### What you are asked to do:
Quote the listing below word for word, stopping after the line that contains "string; head: string;".

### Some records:
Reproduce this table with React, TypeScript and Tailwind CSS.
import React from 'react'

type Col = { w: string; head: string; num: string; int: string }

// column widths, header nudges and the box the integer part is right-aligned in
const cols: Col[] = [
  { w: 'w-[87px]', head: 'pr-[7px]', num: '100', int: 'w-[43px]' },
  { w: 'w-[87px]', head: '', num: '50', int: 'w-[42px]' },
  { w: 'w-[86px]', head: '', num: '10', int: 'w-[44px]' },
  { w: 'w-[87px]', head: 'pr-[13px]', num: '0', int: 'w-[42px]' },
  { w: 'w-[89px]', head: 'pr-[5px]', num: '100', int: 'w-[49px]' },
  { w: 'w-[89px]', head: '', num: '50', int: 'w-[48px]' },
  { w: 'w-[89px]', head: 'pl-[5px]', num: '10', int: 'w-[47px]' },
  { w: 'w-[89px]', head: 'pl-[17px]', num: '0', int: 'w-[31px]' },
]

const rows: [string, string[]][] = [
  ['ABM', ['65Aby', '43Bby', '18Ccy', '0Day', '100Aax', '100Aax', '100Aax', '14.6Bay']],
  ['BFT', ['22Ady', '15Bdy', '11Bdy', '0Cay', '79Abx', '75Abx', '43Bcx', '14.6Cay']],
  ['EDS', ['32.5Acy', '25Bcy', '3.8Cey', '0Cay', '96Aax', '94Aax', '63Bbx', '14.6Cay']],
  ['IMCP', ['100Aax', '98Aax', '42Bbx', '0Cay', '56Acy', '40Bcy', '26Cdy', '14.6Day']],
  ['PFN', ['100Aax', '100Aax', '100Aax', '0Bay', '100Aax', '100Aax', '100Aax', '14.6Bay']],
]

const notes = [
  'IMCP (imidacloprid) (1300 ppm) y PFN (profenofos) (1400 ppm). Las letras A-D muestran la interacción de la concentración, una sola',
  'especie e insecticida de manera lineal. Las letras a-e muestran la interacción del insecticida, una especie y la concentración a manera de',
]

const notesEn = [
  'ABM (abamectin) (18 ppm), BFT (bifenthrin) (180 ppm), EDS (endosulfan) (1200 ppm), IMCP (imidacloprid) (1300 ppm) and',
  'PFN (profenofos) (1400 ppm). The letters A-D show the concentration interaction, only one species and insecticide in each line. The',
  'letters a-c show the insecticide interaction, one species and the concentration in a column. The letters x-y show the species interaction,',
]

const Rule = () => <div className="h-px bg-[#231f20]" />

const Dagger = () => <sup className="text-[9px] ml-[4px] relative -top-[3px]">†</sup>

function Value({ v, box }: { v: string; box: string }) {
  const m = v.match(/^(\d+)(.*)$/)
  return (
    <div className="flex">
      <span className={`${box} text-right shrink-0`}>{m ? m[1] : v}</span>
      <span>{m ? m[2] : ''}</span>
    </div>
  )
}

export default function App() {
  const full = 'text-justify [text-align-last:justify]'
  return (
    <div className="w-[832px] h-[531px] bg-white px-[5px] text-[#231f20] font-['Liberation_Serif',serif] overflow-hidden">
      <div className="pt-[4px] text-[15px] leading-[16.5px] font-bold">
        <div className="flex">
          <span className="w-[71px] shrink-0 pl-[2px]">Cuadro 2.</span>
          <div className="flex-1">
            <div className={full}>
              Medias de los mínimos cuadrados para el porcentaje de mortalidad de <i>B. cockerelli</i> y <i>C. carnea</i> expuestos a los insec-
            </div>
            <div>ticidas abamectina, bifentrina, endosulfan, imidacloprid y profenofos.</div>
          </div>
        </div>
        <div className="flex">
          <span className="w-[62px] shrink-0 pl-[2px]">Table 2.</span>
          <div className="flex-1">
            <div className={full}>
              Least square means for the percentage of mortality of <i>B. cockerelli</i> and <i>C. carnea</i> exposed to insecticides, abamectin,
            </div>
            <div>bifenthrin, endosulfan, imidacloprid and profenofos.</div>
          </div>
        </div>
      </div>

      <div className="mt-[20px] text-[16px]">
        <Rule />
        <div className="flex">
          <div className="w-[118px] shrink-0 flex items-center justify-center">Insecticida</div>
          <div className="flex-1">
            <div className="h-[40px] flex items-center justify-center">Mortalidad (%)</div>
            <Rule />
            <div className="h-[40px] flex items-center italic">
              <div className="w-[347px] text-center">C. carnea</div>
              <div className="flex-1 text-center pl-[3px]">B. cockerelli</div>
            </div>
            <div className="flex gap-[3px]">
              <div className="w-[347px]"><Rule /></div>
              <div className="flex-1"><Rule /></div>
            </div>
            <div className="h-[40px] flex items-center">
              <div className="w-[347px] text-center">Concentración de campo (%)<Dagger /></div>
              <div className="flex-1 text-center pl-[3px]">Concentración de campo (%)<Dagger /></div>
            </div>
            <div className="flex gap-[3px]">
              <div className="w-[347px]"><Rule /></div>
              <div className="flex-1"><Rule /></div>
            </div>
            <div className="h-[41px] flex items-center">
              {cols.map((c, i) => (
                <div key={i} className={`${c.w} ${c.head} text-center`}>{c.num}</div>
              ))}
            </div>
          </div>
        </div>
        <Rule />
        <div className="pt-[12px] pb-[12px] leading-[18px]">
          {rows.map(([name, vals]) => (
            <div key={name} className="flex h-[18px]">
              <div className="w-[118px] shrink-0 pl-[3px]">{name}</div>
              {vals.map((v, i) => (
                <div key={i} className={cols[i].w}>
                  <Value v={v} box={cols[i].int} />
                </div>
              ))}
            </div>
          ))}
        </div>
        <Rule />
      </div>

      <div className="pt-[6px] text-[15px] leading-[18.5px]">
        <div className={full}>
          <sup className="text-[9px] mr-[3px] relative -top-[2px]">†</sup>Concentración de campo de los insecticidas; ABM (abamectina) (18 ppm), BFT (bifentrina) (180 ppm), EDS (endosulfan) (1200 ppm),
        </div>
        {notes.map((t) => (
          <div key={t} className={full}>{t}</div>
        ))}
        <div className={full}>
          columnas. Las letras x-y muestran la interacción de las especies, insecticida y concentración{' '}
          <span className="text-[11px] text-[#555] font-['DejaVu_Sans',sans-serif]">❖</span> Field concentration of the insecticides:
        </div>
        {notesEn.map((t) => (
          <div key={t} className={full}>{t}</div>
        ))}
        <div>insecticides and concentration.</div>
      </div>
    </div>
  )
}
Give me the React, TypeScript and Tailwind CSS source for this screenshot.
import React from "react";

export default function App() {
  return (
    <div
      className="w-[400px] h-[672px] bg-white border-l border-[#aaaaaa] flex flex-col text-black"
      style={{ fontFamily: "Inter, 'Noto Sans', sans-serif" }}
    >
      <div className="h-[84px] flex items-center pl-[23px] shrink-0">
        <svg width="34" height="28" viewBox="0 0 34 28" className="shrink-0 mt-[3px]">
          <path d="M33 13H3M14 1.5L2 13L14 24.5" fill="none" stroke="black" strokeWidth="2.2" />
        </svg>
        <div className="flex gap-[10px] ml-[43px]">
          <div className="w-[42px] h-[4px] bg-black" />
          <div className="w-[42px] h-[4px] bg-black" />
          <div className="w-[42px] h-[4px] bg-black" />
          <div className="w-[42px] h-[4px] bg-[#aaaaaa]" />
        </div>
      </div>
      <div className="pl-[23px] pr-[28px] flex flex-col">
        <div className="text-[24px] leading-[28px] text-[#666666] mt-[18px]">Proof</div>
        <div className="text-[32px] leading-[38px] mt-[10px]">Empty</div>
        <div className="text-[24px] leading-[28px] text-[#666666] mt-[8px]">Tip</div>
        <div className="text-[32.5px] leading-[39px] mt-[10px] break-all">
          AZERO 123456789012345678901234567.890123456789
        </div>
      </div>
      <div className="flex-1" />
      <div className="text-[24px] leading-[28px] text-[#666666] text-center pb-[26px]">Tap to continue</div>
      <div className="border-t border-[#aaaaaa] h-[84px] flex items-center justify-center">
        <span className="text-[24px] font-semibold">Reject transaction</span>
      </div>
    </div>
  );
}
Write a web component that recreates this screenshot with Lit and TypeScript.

### Result:
Reproduce this table with React, TypeScript and Tailwind CSS.
import React from 'react'

type Col = { w: string; head: string; num: string; int: string }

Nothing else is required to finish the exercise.